When Carolina Dining Services first started offering sustainable food last year, the menus looked a lot like what they were already serving.
Executive Chef Paul Basciano was struggling to find enough local ingredients, and students weren’t backing the offerings with their dollars — two continuing challenges to UNC’s efforts to provide more sustainable dining options.
“I would put a menu together and then start calling local farmers, finding out they couldn’t keep up with our demand,” Basciano said.
Then Basciano changed tactics. Now, “I don’t write a menu until I know what they have.”
Sales at 1.5.0. in Lenoir, which opened in January, are so far exceeding expectations. Basciano credits the unique menu and the sustainable focus.
“I try to cook fresh, interesting food you can’t get anywhere else on this campus,” he said.
A way of doing business
The idea was born from lobbying by student and community groups, who wanted CDS to offer sustainable food in campus dining halls.
The compromise was 1.5.0. — a test to see if sustainable food could be sourced and sold on campus. Basciano was asked to create a retail location dedicated entirely to sustainable food; making it work has required close collaboration with local farmers, which isn’t easy for an organization UNC’s size.
“It’s an administrative as well as a culinary process,” CDS Director Scott Myers said. “The difficult part is tracking where your food comes from and finding ways to source it. You find all kinds of challenges doing that.”
CDS serves more than 10,000 meals a day and purchases millions of dollars of food every year. Its purchasing power has significant effects on the economy and, in particular, on the North Carolina food industry. The University purchased 13 percent of its food last year from 29 local growers in North Carolina, Myers said.

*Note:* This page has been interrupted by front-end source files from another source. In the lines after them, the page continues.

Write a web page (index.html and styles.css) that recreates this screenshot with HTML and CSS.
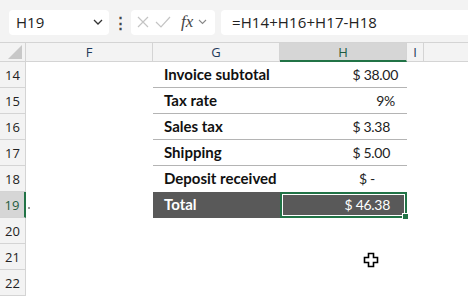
FILE: index.html
```html
<!DOCTYPE html>
<html lang="en">
<head>
  <meta charset="UTF-8" />
  <title>Invoice total</title>
  <link rel="stylesheet" href="styles.css">
</head>
<body>

  <div class="toolbar">
    <div class="namebox">
      <span>H19</span>
      <svg class="chev" width="10" height="6" viewBox="0 0 10 6"><path d="M1 1l4 4 4-4" fill="none" stroke="#333" stroke-width="1.3"/></svg>
    </div>
    <div class="dots">⋮</div>
    <div class="funcbox">
      <svg width="14" height="14" viewBox="0 0 14 14"><path d="M2 2l10 10M12 2L2 12" stroke="#c4c4c4" stroke-width="1.2"/></svg>
      <svg width="16" height="14" viewBox="0 0 16 14"><path d="M1 7l5 5L15 2" fill="none" stroke="#c4c4c4" stroke-width="1.2"/></svg>
      <span class="fx">fx</span>
      <svg width="9" height="6" viewBox="0 0 9 6"><path d="M1 1l3.5 3.5L8 1" fill="none" stroke="#888" stroke-width="1.1"/></svg>
    </div>
    <div class="formula">=H14+H16+H17-H18</div>
  </div>

  <div class="sheet">
    <div class="corner"><svg width="14" height="14" viewBox="0 0 14 14"><path d="M14 0v14H0z" fill="#c8c8c8"/></svg></div>
    <div class="colhead">F</div>
    <div class="colhead">G</div>
    <div class="colhead sel">H</div>
    <div class="colhead">I</div>
    <div class="colhead blank"></div>

    <div class="rowhead">14</div><div class="cell"></div>
    <div class="cell label line">Invoice subtotal</div><div class="cell value line pr9">$ 38.00</div>
    <div class="cell"></div><div class="cell"></div>

    <div class="rowhead">15</div><div class="cell"></div>
    <div class="cell label line">Tax rate</div><div class="cell value line pr12">9%</div>
    <div class="cell"></div><div class="cell"></div>

    <div class="rowhead">16</div><div class="cell"></div>
    <div class="cell label line">Sales tax</div><div class="cell value line pr17">$ 3.38</div>
    <div class="cell"></div><div class="cell"></div>

    <div class="rowhead">17</div><div class="cell"></div>
    <div class="cell label line">Shipping</div><div class="cell value line pr17">$ 5.00</div>
    <div class="cell"></div><div class="cell"></div>

    <div class="rowhead">18</div><div class="cell"></div>
    <div class="cell label">Deposit received</div><div class="cell value pr32">$ -</div>
    <div class="cell"></div><div class="cell"></div>

    <div class="rowhead sel">19<span class="speck"></span></div><div class="cell"></div>
    <div class="cell label total">Total</div>
    <div class="cell value total active pr17"><span class="handle"></span>$ 46.38</div>
    <div class="cell"></div><div class="cell"></div>

    <div class="rowhead">20</div><div class="cell"></div><div class="cell"></div><div class="cell"></div><div class="cell"></div><div class="cell"></div>
    <div class="rowhead">21</div><div class="cell"></div><div class="cell"></div><div class="cell"></div><div class="cell"></div><div class="cell"></div>
    <div class="rowhead">22</div><div class="cell"></div><div class="cell"></div><div class="cell"></div><div class="cell"></div><div class="cell"></div>

    <svg class="cursor" width="16" height="16" viewBox="0 0 16 16">
      <path d="M5.5 1.5h5v4h4v5h-4v4h-5v-4h-4v-5h4z" fill="#fff" stroke="#000" stroke-width="1.6"/>
    </svg>
  </div>

</body>
</html>
```

FILE: styles.css
```css
body {
  margin: 0;
  width: 468px;
  height: 296px;
  overflow: hidden;
  background: #fff;
  font-family: 'Open Sans', sans-serif;
  color: #222;
}
.toolbar {
  height: 42px;
  background: #f3f3f3;
  display: flex;
  align-items: center;
  padding-left: 9px;
  box-sizing: border-box;
  padding-top: 2px;
}
.namebox, .funcbox, .formula {
  background: #fff;
  height: 25px;
  border-radius: 4px;
  display: flex;
  align-items: center;
  box-sizing: border-box;
}
.namebox {
  width: 100px;
  padding: 0 6px 0 7px;
  justify-content: space-between;
  font-size: 15px;
  color: #222;
}
.dots {
  width: 22px;
  text-align: center;
  font-size: 15px;
  font-weight: bold;
  color: #444;
}
.funcbox {
  width: 84px;
  padding: 0 5px 0 5px;
  gap: 5px;
}
.fx {
  font-family: 'Liberation Serif', serif;
  font-style: italic;
  font-size: 17px;
  color: #444;
  margin-left: 5px;
}
.formula {
  flex: 1;
  margin-left: 6px;
  padding-left: 11px;
  border-radius: 4px 0 0 4px;
  font-size: 15px;
  letter-spacing: 0.1px;
}
.sheet {
  position: relative;
  display: grid;
  grid-template-columns: 26px 127px 127px 127px 17px 1fr;
  grid-template-rows: 20px repeat(9, 26px);
}
.corner, .colhead {
  background: #f3f3f3;
  border-top: 1px solid #d4d4d4;
  border-bottom: 1px solid #d4d4d4;
  border-right: 1px solid #d4d4d4;
  box-sizing: border-box;
}
.corner {
  display: flex;
  align-items: flex-end;
  justify-content: flex-end;
  padding: 0 3px 2px 0;
}
.colhead {
  text-align: center;
  font-size: 13px;
  line-height: 18px;
  color: #1f3a5a;
}
.colhead.blank {
  border-right: none;
}
.colhead.sel {
  background: #d6d6d6;
  border-bottom: 2px solid #217346;
  color: #1e5c40;
}
.rowhead {
  position: relative;
  background: #f3f3f3;
  border-right: 1px solid #d4d4d4;
  border-bottom: 1px solid #d4d4d4;
  box-sizing: border-box;
  font-size: 13px;
  line-height: 26px;
  text-align: center;
  color: #222;
}
.rowhead.sel {
  background: #d6d6d6;
  border-right: 2px solid #217346;
  color: #1e5c40;
}
.speck {
  position: absolute;
  right: -6px;
  top: 15px;
  width: 2px;
  height: 2px;
  background: #999;
}
.cell {
  box-sizing: border-box;
  font-size: 14px;
  line-height: 25px;
  white-space: nowrap;
}
.line {
  border-bottom: 1px solid #b4b4b4;
}
.label {
  font-family: Lato, sans-serif;
  font-weight: bold;
  font-size: 15px;
  padding-left: 11px;
  color: #111;
}
.value {
  text-align: right;
  font-family: Lato, sans-serif;
  font-size: 14px;
  letter-spacing: -0.3px;
  color: #222;
}
.pr9 { padding-right: 9px; }
.pr12 { padding-right: 12px; }
.pr17 { padding-right: 17px; }
.pr32 { padding-right: 32px; }
.total {
  background: #595959;
  color: #fff;
}
.active {
  position: relative;
  border: 2px solid #217346;
  box-shadow: inset 0 0 0 1px #fff;
  line-height: 21px;
  padding-right: 15px;
}
.handle {
  position: absolute;
  right: -4px;
  bottom: -4px;
  width: 5px;
  height: 5px;
  background: #217346;
  border: 1px solid #fff;
}
.cursor {
  position: absolute;
  left: 363px;
  top: 210px;
}
```
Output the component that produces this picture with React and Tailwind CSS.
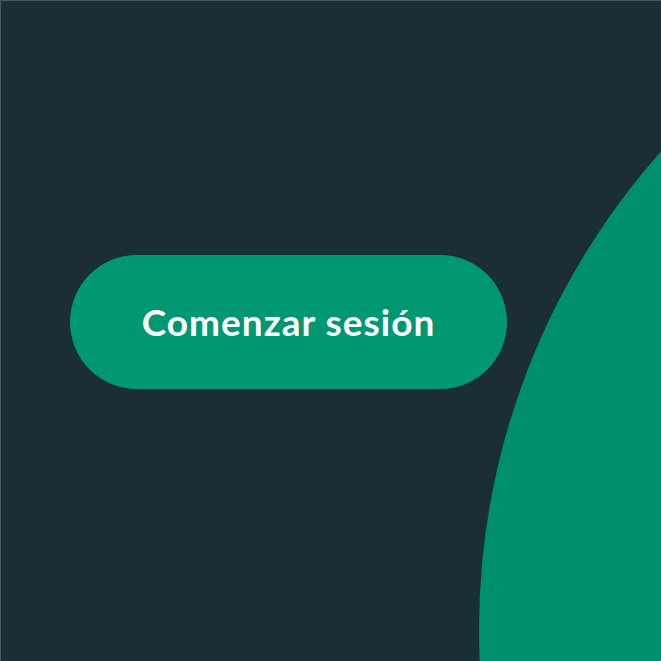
import React from 'react';

const App = () => {
    return (
        <div className="relative w-[661px] h-[661px] overflow-hidden bg-[#1b2e36] border-t border-l border-[#47575e]">
            {/* Decorative shape */}
            <div className="absolute left-[478px] top-[-91px] w-[1440px] h-[1440px] rounded-full bg-[#008f6e]"></div>

            <div className="relative z-10 pl-[69px] pt-[254px]">
                <button
                    className="w-[437px] h-[134px] rounded-full bg-[#009873] text-white text-[37px] tracking-[1px] font-bold flex items-center justify-center"
                    style={{ fontFamily: 'Lato, "Open Sans", sans-serif' }}
                >
                    Comenzar sesión
                </button>
            </div>
        </div>
    );
};

export default App;
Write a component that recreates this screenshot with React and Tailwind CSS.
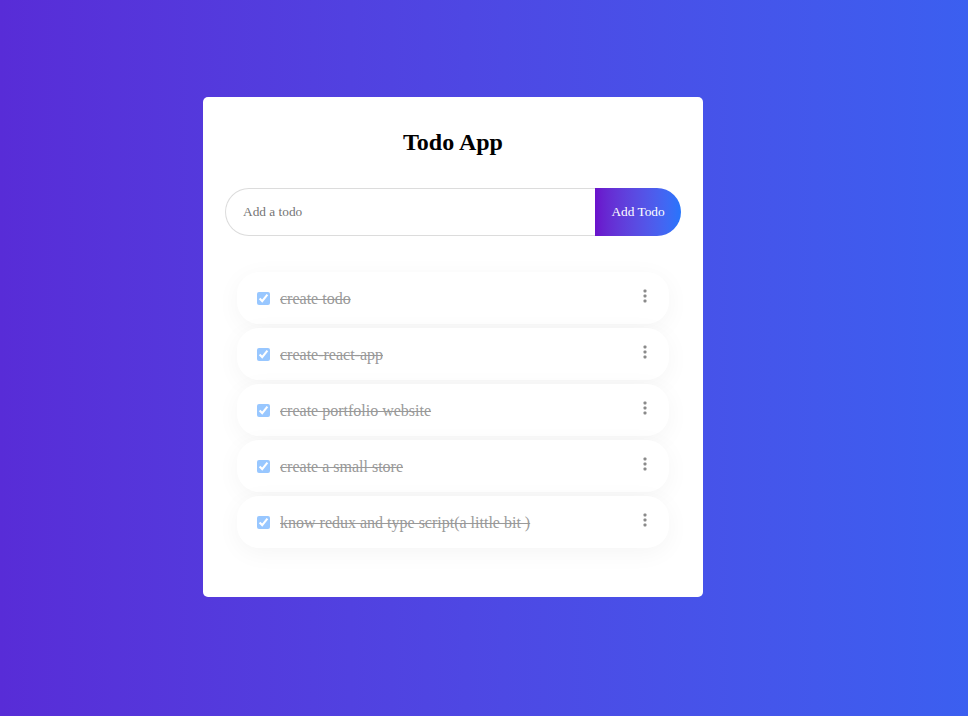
import React from "react";

function Kebab() {
    return (
        <svg width="4" height="14" viewBox="0 0 4 14" className="text-[#8a8a8a]">
            <rect x="0.5" y="0.5" width="3" height="3" rx="1" fill="currentColor" />
            <rect x="0.5" y="5.5" width="3" height="3" rx="1" fill="currentColor" />
            <rect x="0.5" y="10.5" width="3" height="3" rx="1" fill="currentColor" />
        </svg>
    );
}

export default function App() {
    const todos = [
        "create todo",
        "create-react-app",
        "create portfolio website",
        "create a small store",
        "know redux and type script(a little bit )",
    ];

    return (
        <div
            className="min-h-[716px] w-full bg-gradient-to-r from-[#582cd7] to-[#3b5ff0] pt-[97px] pl-[203px]"
            style={{ fontFamily: '"Liberation Serif", "Times New Roman", serif' }}
        >
            <div className="w-[500px] h-[500px] bg-white rounded-[5px] px-[22px] pt-[31px]">
                <h1 className="text-center text-[24px] leading-[28px] font-bold text-black">
                    Todo App
                </h1>

                <form className="flex mt-[32px] h-12" onSubmit={(e) => e.preventDefault()}>
                    <input
                        type="text"
                        placeholder="Add a todo"
                        className="w-[370px] h-12 border border-[#dcdcdc] border-r-0 rounded-l-full pl-[17px] text-[13.333px] outline-none placeholder:text-[#757575]"
                    />
                    <button
                        type="submit"
                        className="w-[86px] h-12 rounded-r-full bg-gradient-to-r from-[#6a11cb] to-[#2575fc] text-white text-[13.333px]"
                    >
                        Add Todo
                    </button>
                </form>

                <ul className="mt-[36px] mx-[12px] flex flex-col gap-[4px]">
                    {todos.map((todo, i) => (
                        <li
                            key={i}
                            className="h-[52px] flex items-center pl-[20px] pr-[22px] bg-white rounded-[22px] shadow-[0_5px_24px_rgba(0,0,0,0.045)]"
                        >
                            <input
                                type="checkbox"
                                defaultChecked
                                className="w-[13px] h-[13px] m-0 opacity-40 accent-[#0075ff]"
                            />
                            <span className="ml-[10px] mt-[2px] text-[16px] leading-[18px] text-[#999999] line-through">
                                {todo}
                            </span>
                            <span className="ml-auto -mt-[4px] flex">
                                <Kebab />
                            </span>
                        </li>
                    ))}
                </ul>
            </div>
        </div>
    );
}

Dining services operates two sustainable food retail locations: 1.5.0. and Greens at The Beach Cafe near the medical school. Some sustainable food is also offered at Lenoir and Rams Head dining halls, including grass-fed beef and free-range eggs.
One challenge is volume: college dining halls, hospitals, corporate cafeterias and other large venues serve a lot of food. Most farmers at local farmer’s markets could not provide enough alone, organic or otherwise. National food distributors like Sysco can.
“The industry is built on trying to maximize efficiency,” said Myers. “So when you talk about going to small, local farms, you’re creating a different way of doing business.”
Eastern Carolina Organics is one group trying to make it easier for smaller farms to sell their products. They distribute food produced by smaller farms to organizations and schools such as Duke University, Guilford College in Greensboro and Averett University in Virginia.
But even groups like Eastern Carolina Organics often cannot provide the services larger cafeterias like UNC need.
“It’s important to think about it not just from a financial perspective but also from a prep perspective,” said Sandi Kronick, ECO’s CEO.
“There’s a lot of different work that a kitchen needs to do if they’re getting food that’s fresh and raw and not processed.”
Alice Ammerman of UNC’s Gillings School of Global Public Health said medium-sized North Carolina farms may be the answer.
These farms, which produce too much to be able to sell solely at farmers markets but not enough to supply large distributors, find themselves caught in the middle.
Ammerman’s hope is that farms like this can connect with groups such as UNC.
A limited budget
The cost of supplying a place like UNC with sustainable food is yet another hurdle. Even where sustainable food is available, it tends to cost more.
Buying local and organic ingredients in high volume usually costs 200 percent to 250 percent more than regular food, Basciano said.
“It basically comes down to economics,” said senior Jordan Treakle, co-founder of FLO (Fair, Local, Organic), a student group that advocates for sustainable food on campus. “They have to be able to provide food for students, they have a limited budget, and some of these foods cost more.”
Many other universities with leading sustainable food initiatives, such as Yale University, either require students to purchase meal plans (providing consistent funding) or receive special grants. UNC does neither.
Despite the higher price tag, Myers and Basciano report that sales of sustainable food are considerably higher than expected. This is encouraging news for FLO and other groups pushing for even more sustainable options.
The success of 1.5.0. will help the University make future sustainable food decisions.
“Anything we can do that is financially viable, we should be doing, and hopefully we’re already doing,” said Myers.